▶ GOAL: Go through the listing and copy each line with the string "React".

▶ RECORDS FOR THIS EXERCISE:
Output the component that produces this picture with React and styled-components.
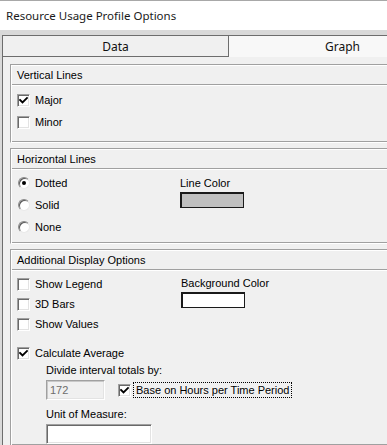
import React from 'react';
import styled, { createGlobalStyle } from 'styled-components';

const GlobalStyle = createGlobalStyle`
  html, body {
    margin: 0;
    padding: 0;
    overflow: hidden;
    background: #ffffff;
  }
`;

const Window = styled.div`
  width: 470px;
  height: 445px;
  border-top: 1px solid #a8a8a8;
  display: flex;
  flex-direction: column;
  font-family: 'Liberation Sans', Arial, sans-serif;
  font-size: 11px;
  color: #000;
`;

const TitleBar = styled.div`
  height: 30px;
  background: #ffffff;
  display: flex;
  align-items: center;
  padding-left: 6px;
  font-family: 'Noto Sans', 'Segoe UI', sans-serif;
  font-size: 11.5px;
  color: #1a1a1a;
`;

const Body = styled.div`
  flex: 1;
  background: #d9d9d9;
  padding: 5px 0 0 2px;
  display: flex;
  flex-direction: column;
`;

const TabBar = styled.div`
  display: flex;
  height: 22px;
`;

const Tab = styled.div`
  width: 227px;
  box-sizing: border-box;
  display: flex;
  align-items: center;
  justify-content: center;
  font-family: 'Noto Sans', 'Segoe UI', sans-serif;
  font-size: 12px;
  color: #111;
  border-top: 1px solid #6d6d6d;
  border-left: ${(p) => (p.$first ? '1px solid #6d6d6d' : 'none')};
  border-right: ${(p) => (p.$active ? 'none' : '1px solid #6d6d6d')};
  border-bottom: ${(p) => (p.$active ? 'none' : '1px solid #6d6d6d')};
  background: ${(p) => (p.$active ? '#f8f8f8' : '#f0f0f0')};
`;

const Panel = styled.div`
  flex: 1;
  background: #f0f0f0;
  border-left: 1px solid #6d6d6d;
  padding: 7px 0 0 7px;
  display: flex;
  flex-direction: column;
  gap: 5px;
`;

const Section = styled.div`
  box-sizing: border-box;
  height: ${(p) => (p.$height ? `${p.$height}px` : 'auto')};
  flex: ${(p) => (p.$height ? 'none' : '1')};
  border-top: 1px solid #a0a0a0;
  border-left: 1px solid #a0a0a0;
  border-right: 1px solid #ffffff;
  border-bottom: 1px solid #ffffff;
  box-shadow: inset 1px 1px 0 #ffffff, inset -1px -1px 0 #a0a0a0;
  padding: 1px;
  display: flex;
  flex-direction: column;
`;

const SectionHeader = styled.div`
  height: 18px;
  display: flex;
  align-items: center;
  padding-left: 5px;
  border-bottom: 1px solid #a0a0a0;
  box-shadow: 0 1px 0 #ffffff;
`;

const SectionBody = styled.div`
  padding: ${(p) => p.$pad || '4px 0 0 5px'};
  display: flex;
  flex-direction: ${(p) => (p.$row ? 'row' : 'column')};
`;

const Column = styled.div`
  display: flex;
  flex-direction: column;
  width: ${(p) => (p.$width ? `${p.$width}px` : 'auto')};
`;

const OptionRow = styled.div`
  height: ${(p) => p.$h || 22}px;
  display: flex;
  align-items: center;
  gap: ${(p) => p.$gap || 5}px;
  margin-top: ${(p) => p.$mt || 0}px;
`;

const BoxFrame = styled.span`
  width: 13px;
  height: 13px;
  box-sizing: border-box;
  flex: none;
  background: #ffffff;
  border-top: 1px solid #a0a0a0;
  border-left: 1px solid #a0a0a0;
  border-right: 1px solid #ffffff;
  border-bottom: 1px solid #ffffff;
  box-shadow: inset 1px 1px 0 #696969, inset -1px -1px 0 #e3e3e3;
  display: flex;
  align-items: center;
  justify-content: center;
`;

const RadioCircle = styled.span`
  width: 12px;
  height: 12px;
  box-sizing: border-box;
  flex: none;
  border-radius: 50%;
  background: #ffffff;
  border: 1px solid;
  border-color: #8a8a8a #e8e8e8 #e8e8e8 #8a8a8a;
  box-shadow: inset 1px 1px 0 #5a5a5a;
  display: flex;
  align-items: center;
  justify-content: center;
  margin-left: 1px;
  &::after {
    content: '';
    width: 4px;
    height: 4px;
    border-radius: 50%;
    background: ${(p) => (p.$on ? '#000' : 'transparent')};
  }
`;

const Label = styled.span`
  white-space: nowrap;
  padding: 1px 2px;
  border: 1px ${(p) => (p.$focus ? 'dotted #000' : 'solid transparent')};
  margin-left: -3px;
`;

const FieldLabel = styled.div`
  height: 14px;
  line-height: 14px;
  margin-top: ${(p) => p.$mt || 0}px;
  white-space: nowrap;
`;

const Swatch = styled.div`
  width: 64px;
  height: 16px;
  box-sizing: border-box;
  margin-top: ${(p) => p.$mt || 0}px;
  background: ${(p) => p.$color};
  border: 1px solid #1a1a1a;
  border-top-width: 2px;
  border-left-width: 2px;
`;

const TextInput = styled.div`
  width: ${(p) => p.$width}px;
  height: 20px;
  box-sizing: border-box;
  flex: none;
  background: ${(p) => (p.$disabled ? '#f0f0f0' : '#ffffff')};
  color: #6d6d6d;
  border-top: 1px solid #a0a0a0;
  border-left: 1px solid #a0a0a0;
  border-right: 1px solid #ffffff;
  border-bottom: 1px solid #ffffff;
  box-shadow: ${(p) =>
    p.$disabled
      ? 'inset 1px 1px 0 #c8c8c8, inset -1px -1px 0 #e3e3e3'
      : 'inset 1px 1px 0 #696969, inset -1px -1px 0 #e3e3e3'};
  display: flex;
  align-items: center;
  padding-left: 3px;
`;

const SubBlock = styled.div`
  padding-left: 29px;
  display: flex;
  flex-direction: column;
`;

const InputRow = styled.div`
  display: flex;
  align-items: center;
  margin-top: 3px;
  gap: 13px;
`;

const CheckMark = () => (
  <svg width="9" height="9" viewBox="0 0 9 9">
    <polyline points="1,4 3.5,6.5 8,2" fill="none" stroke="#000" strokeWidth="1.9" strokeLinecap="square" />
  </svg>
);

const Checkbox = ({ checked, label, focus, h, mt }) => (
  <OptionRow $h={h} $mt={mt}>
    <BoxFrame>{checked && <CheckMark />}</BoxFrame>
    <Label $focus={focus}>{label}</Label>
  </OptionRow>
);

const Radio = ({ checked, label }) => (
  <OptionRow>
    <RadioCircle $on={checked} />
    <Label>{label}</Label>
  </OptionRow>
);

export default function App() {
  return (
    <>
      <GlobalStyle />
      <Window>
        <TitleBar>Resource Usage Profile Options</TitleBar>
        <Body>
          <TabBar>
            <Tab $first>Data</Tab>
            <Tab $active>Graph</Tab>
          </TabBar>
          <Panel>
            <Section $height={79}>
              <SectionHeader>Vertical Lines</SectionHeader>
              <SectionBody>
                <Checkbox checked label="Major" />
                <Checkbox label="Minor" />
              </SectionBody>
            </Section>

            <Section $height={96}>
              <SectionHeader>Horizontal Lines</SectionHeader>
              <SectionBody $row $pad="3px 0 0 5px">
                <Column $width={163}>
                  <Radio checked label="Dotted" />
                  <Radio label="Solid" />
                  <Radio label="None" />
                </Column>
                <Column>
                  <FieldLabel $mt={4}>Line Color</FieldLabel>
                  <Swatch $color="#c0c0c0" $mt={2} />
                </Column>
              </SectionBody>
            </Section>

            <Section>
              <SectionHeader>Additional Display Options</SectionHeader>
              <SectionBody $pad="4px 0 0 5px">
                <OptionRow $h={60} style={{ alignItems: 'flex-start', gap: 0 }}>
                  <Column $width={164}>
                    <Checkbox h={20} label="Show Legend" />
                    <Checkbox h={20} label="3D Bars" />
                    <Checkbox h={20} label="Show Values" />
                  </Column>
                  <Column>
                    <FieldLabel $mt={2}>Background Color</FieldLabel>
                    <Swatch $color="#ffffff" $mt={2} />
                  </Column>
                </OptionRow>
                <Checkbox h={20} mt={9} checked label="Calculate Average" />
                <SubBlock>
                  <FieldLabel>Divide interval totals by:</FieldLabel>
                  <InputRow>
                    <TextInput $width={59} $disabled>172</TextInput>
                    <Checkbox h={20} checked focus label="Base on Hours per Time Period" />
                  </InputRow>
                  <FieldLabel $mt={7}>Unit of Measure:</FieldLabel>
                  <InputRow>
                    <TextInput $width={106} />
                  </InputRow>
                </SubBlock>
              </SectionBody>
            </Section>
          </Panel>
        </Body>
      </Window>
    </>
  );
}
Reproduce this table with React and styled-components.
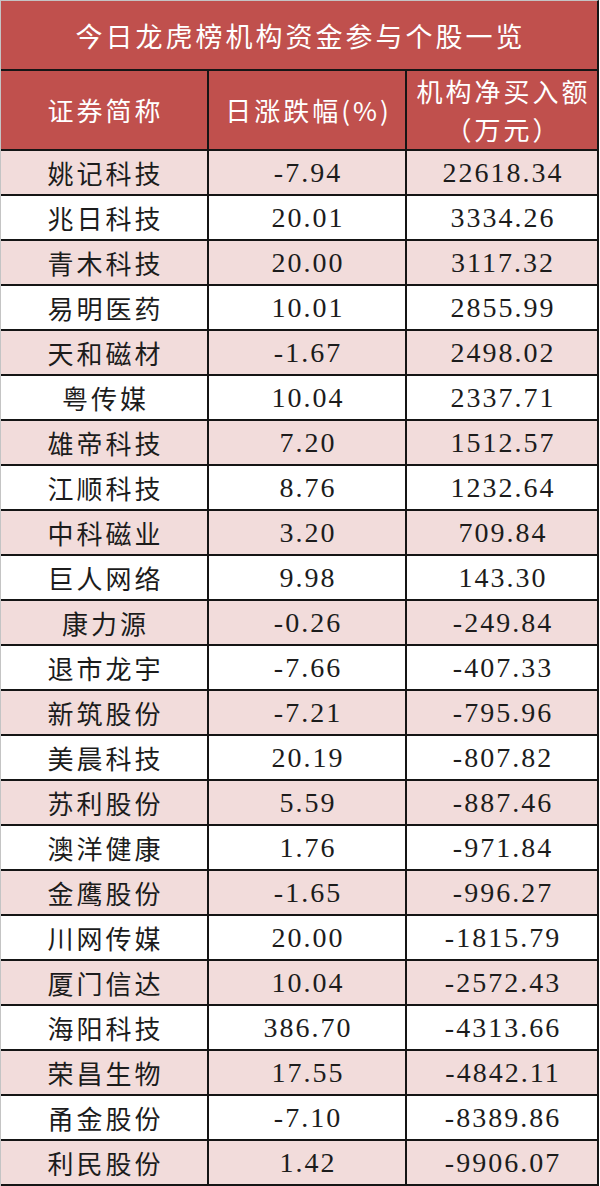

▶ RESULT OF THIS EXERCISE:
Output the component that produces this picture with React and styled-components.
import React from 'react';
Reproduce this table with React and styled-components.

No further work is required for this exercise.